The massive cleaning-up of the lakes would cost about $3.5 billion, paid for out of United Nations war reparation funds. However, significant amounts of crude could be recovered as part of the operation, according to some experts.

KOC has been preparing for the first set of soil remediation work, separate from the clearing up of the oil lakes, since early 2009 and is now ready to issue the tenders later this month or in early February, said a source.

This initial soil remediation job, which is relatively routine and worth nearly $200 million, has been divided into three tender packages of approximately equal size.

Six different remedial operations will be required in each tender package.

More than a dozen companies are on a list pre-qualified by KOC for the project.

Some of the bidders for the three packages are also on a bigger list of 24 pre-qualified com­panies waiting for a tender later in the year for the much more ambitious oil lakes clear-up operation.

“Tenders (for the oil lakes created in 1991) will probably be issued in August,” a source said.

This unprecedented operation could last decades and contract awards are likely to be staggered.

A first abortive attempt at an international tender was held earlier in the decade.

KOC started moving on the scheme after the UN transferred responsibility to it nearly two decades after the first Gulf War ­between US-led forces and Iraq.

Iraqi troops were forced to withdraw to Iraq, but they torched an estimated 800 oil wells as they retreated.

It took nine months to put out all the fires and stop the spillages.

Estimates say nearly 5 million barrels of oil per day were lost, more than twice Kuwait’s production at the time.
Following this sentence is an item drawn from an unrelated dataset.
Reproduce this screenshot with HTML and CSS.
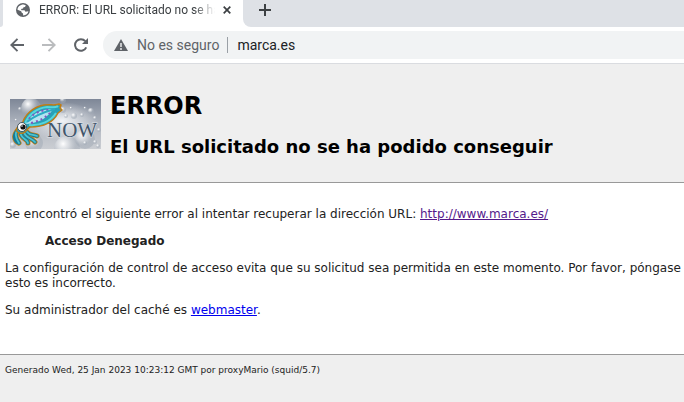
FILE: index.html
```html
<!DOCTYPE html>
<html lang="es">
<head>
<meta charset="utf-8">
<title>ERROR: El URL solicitado no se ha podido conseguir</title>
<link rel="stylesheet" href="styles.css">
</head>
<body>
<div class="tabstrip">
  <div class="tab-gap"></div>
  <div class="tab">
    <svg class="globe" viewBox="0 0 14 14" aria-hidden="true"><circle cx="7" cy="7" r="7" fill="#5f6368"/><path d="M7.500 1.500 9.800 2.200 9 4 7.500 4.300 7 5.600 5 6 5.500 7.200h3l1 1.500 2.900-.5C12 10.500 10 12.400 7.200 12.400L7 10.600 5.600 9.600 5.200 8.200 1.500 6.700C1.600 4 4 1.500 7.500 1.500Z" fill="#fff"/></svg>
    <span class="tab-title">ERROR: El URL solicitado no se ha</span>
    <button class="icon-button close" aria-label="Cerrar"><svg viewBox="0 0 8 8"><path d="M.7.7l6.600 6.600M7.300.7L.7 7.300" stroke="#3c4043" stroke-width="1.700"/></svg></button>
  </div>
  <div class="tab-rest">
    <button class="icon-button plus" aria-label="Nueva pestaña"><svg viewBox="0 0 12 12"><path d="M6 0v12M0 6h12" stroke="#3c4043" stroke-width="2"/></svg></button>
  </div>
</div>
<nav class="toolbar">
  <button class="icon-button nav" aria-label="Atrás"><svg viewBox="0 0 14 14"><path d="M14 7H1.500M7.500.8L1.300 7l6.200 6.200" fill="none" stroke="#5f6368" stroke-width="1.900"/></svg></button>
  <button class="icon-button nav" aria-label="Adelante"><svg viewBox="0 0 14 14"><path d="M0 7h12.500M6.500.8L12.700 7l-6.200 6.200" fill="none" stroke="#babcbe" stroke-width="1.900"/></svg></button>
  <button class="icon-button nav" aria-label="Recargar"><svg viewBox="0 0 14 14"><path d="M12.200 9.300A5.800 5.800 0 1 1 11.300 3.200" fill="none" stroke="#5f6368" stroke-width="2"/><path d="M14 0v6H8Z" fill="#5f6368"/></svg></button>
  <div class="omnibox">
    <svg class="warning" viewBox="0 0 14 12" aria-hidden="true"><path d="M7 0l7 12H0Z" fill="#5f6368"/><path d="M7 4v4M7 9v2" stroke="#f1f3f4" stroke-width="1.400"/></svg>
    <label class="security" for="address">No es seguro</label>
    <input class="address" id="address" type="text" value="marca.es">
  </div>
</nav>
<header class="titles">
  <svg class="logo" viewBox="0 0 91 50" role="img" aria-label="Squid Now">
    <defs>
      <linearGradient id="sky" x2="0" y2="1"><stop offset="0" stop-color="#7e8797"/><stop offset=".5" stop-color="#b0b6c0"/><stop offset="1" stop-color="#cbced3"/></linearGradient>
      <radialGradient id="glow"><stop offset="0" stop-color="#f1f3f6"/><stop offset="1" stop-color="#f1f3f6" stop-opacity="0"/></radialGradient>
      <radialGradient id="bubble" cx=".35" cy=".3"><stop offset="0" stop-color="#fff"/><stop offset=".45" stop-color="#e1e4e8" stop-opacity=".7"/><stop offset="1" stop-color="#a0a9b5" stop-opacity=".5"/></radialGradient>
    </defs>
    <path d="M0 0h91v50H0Z" fill="url(#sky)"/>
    <ellipse cx="52" cy="22" rx="36" ry="19" fill="url(#glow)"/>
    <g fill="url(#bubble)">
      <circle cx="21" cy="9" r="10"/><circle cx="57" cy="50" r="13"/><circle cx="24" cy="44" r="9"/><circle cx="75" cy="40" r="10"/>
      <circle cx="64" cy="17" r="3"/><circle cx="72" cy="16" r="2"/><circle cx="81" cy="12" r="3"/><circle cx="56" cy="17" r="2"/><circle cx="53" cy="11" r="3"/><circle cx="85" cy="19" r="2"/><circle cx="75" cy="9" r="1.500"/><circle cx="61" cy="9" r="1.500"/><circle cx="85" cy="43" r="2"/><circle cx="75" cy="44" r="2"/><circle cx="89" cy="31" r="2"/><circle cx="10" cy="10" r="2"/><circle cx="6" cy="21" r="1.500"/><circle cx="53" cy="1" r="3"/><circle cx="88" cy="47" r="2"/><circle cx="3" cy="46" r="3"/>
    </g>
    <text class="logo-text" x="37" y="38">NOW</text>
    <g fill="none" stroke-linecap="round" stroke-linejoin="round">
      <path d="M8 31C3 35 7 41 9 44M11 33c-2 6 7 7 7 11M14 33c1 6 8 6 11 10M17 33c3 4 6 2 10 4M7 32c-5 6-1 11 2 12" stroke="#bd8420" stroke-width="5"/>
      <path d="M8 31C3 35 7 41 9 44M11 33c-2 6 7 7 7 11M14 33c1 6 8 6 11 10M17 33c3 4 6 2 10 4M7 32c-5 6-1 11 2 12" stroke="#167996" stroke-width="3.500"/>
      <path d="M8 31C3 35 7 41 9 44M11 33c-2 6 7 7 7 11M14 33c1 6 8 6 11 10M17 33c3 4 6 2 10 4" stroke="#4bc3d0" stroke-width="1.800"/>
    </g>
    <path d="M12 26C14 16 23 8 34 6c6-1 11 1 15-1l2 1-1 3 2 2-4 3C43 24 33 28 20 28c-4 2-3 5-7 6-5 1-8-2-6-5 1-2 3-3 5-3Z" fill="#27a1b7" stroke="#c07d15" stroke-width="1.500" stroke-linejoin="round"/>
    <path d="M15 25C18 15 28 9 37 8c5 0 9 1 11-1M19 26c12 1 22-4 27-12" fill="none" stroke="#56d5dc" stroke-width="2"/>
    <path d="M16 25C20 15 32 10 43 10c-5 8-13 14-27 15Z" fill="#b3e4f1"/>
    <path d="M19 20c5-6 12-9 20-9M21 24c8-2 14-5 19-10" fill="none" stroke="#8158bf" stroke-width="2" stroke-dasharray="2 3"/>
    <path d="M17 23C24 17 34 13 45 10" fill="none" stroke="#2baac3" stroke-width="2"/>
    <circle cx="12" cy="28" r="4.500" fill="#fff" stroke="#42545d"/><circle cx="13" cy="28" r="2.600" fill="#111"/><circle cx="12" cy="27" r=".8" fill="#fff"/>
  </svg>
  <div>
    <h1>ERROR</h1>
    <h2>El URL solicitado no se ha podido conseguir</h2>
  </div>
</header>
<main class="content">
  <p>Se encontró el siguiente error al intentar recuperar la dirección URL: <a class="visited" href="http://www.marca.es/">http://www.marca.es/</a></p>
  <blockquote>Acceso Denegado</blockquote>
  <p>La configuración de control de acceso evita que su solicitud sea permitida en este momento. Por favor, póngase<br>esto es incorrecto.</p>
  <p>Su administrador del caché es <a href="mailto:webmaster">webmaster</a>.</p>
</main>
<footer class="footer">Generado Wed, 25 Jan 2023 10:23:12 GMT por proxyMario (squid/5.7)</footer>
</body>
</html>
```

FILE: styles.css
```css
* { box-sizing: border-box; }
html { height: 100%; }
body {
  margin: 0;
  min-height: 100%;
  display: flex;
  flex-direction: column;
  background: #efefef;
  color: #222;
  font: 12px/15px Verdana, "DejaVu Sans", sans-serif;
  overflow-x: hidden;
}
.icon-button {
  display: flex;
  flex: none;
  padding: 0;
  border: 0;
  background: none;
}
.icon-button svg { width: 100%; height: 100%; }
.tabstrip { display: flex; height: 27px; background: #fff; }
.tab-gap { width: 3px; background: #dee1e6; border-bottom-right-radius: 6px; }
.tab {
  display: flex;
  align-items: center;
  width: 240px;
  padding: 0 12px 7px 13px;
  color: #3c4043;
  font: 12px/16px Roboto, sans-serif;
}
.globe { flex: none; width: 14px; height: 14px; margin-right: 9px; }
.tab-title {
  flex: 1;
  min-width: 0;
  white-space: nowrap;
  mask-image: linear-gradient(to right, #000 88%, transparent);
}
.close { width: 8px; height: 8px; margin-left: 8px; }
.tab-rest {
  flex: 1;
  padding: 4px 16px;
  background: #dee1e6;
  border-bottom-left-radius: 8px;
}
.plus { width: 12px; height: 12px; }
.toolbar {
  display: flex;
  align-items: center;
  gap: 18px;
  height: 37px;
  padding-left: 10px;
  background: #fff;
  border-bottom: 1px solid #dadce0;
}
.nav { width: 14px; height: 14px; }
.omnibox {
  display: flex;
  flex: 1;
  align-items: center;
  height: 28px;
  margin-left: -3px;
  padding-left: 11px;
  border-radius: 14px 0 0 14px;
  background: #f1f3f4;
  font: 14px/16px Roboto, sans-serif;
}
.warning { width: 14px; height: 12px; margin-right: 9px; }
.security {
  padding-right: 8px;
  border-right: 1px solid #9aa0a6;
  color: #5f6368;
}
.address {
  flex: 1;
  min-width: 0;
  padding: 0 0 0 9px;
  border: 0;
  background: none;
  color: #202124;
  font: inherit;
}
.titles {
  display: flex;
  align-items: center;
  gap: 9px;
  padding: 26px 10px 23px;
  border-bottom: 1px solid #999;
  color: #000;
  white-space: nowrap;
}
.logo { flex: none; width: 91px; height: 50px; margin-bottom: 2px; }
.logo-text {
  font: 21px "Liberation Serif", serif;
  fill: #42566b;
  stroke: #dfe3e9;
  stroke-width: 1px;
  paint-order: stroke;
}
h1, h2 { margin: 0; font-weight: bold; }
h1 { margin-bottom: 13px; font-size: 24px; line-height: 32px; }
h2 { font-size: 18px; line-height: 24px; }
.content { padding: 24px 5px; background: #fff; white-space: nowrap; }
p { margin: 0 0 12px; }
blockquote { margin: 12px 40px; font-weight: bold; }
.visited { color: #551a8b; }
a { color: #00e; }
.footer {
  flex: 1;
  padding: 8px 5px;
  border-top: 1px solid #999;
  font-size: 9px;
}
```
Sources said that up to 10% of the oil in the lakes could be recovered in the clean-up process.

The lakes, which number several thousand, were formed by the seawater used in quenching the fires, and contain large quantities of salt.

The lakes restrict access to the country’s producing oilfields, also complicating drilling and exploration activity.

Most of the companies bidding for the clean-up operation are specialised international firms including Arcadis GMI of the UK and SAR, a Norwegian-based ­operation. Saipem of Italy is also hoping to take part in clearing up the lakes, as are a host of mainly European and American specialists such as Aecom, Bauer, Environmental Resources Management, Tetra Tech and Water & Soil Remediation.

SAR, a venture of SAR and Can­adian Oil Recovery & Remediation Enterprises (CORRE), ­appears to have taken a head start by building a pilot plant in ­Kuwait.

The venture also has Saudi participation through TG Engineering, which has a stake in CORRE.

The pilot plant, using CORRE’s proprietary ARES 1 soil washing and oil recovery technology, has a capacity of 15 tonnes per hour, expandable to 40 tonnes.

Some of the other bidders will also be using the technology under licence.

Under ideal conditions, such a plant could handle about a million tonnes over three years, but given the vast amounts of soil over more than 100 square kilometres and up to two metres deep that needs cleaning up, it would take many such plants at least 10 to 20 years to complete the job.